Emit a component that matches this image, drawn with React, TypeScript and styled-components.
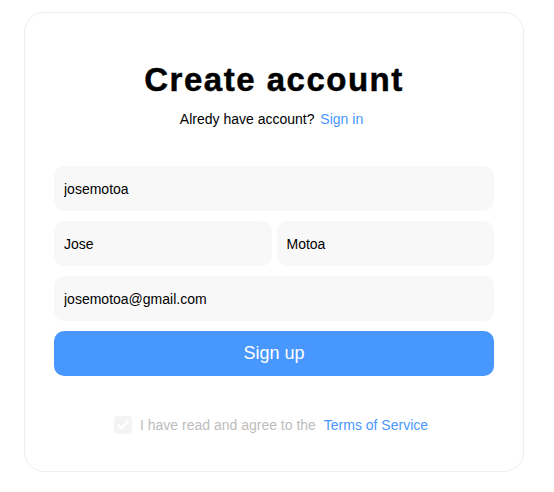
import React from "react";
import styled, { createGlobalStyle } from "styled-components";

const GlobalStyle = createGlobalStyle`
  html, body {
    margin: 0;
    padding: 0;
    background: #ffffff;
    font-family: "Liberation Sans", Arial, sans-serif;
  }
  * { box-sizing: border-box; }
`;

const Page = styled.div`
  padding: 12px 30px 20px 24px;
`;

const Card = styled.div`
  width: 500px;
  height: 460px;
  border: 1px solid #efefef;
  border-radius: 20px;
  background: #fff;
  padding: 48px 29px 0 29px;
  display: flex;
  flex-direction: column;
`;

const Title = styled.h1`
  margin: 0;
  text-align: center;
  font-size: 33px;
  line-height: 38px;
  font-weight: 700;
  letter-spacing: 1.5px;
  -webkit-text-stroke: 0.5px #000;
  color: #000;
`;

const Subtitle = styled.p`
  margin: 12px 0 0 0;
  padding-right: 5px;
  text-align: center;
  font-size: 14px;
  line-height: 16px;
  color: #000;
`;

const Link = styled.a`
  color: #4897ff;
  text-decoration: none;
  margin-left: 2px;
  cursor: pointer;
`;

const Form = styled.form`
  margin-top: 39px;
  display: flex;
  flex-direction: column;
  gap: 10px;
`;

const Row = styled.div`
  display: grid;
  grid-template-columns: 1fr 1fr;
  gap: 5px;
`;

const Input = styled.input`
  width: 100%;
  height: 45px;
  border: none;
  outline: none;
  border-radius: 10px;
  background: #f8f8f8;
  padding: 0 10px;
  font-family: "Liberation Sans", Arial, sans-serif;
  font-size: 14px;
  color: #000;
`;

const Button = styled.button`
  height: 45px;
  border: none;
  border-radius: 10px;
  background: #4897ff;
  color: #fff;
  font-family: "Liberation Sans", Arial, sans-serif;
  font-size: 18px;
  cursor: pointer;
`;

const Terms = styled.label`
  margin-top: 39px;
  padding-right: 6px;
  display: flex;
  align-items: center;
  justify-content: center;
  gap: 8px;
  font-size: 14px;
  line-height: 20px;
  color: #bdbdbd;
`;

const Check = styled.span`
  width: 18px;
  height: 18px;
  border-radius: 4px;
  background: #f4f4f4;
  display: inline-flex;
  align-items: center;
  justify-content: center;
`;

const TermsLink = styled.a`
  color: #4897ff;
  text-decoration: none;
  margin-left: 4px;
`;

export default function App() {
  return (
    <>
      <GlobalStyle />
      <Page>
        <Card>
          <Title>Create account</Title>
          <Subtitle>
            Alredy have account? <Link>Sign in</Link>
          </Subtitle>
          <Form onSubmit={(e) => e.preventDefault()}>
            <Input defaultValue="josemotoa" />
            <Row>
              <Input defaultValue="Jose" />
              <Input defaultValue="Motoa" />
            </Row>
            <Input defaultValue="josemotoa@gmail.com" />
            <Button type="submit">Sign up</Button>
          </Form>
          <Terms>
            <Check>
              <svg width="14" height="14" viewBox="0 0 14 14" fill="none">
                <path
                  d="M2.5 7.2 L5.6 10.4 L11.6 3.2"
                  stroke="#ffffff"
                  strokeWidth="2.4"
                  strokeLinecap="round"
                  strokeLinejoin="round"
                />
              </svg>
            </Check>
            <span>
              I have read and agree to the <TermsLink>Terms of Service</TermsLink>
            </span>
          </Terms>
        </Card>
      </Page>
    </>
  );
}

◆ ◆ ◆

## Prompt
Copy out all lines that carry the word "React".

## Result of the exercise
Emit a component that matches this image, drawn with React, TypeScript and styled-components.
import React from "react";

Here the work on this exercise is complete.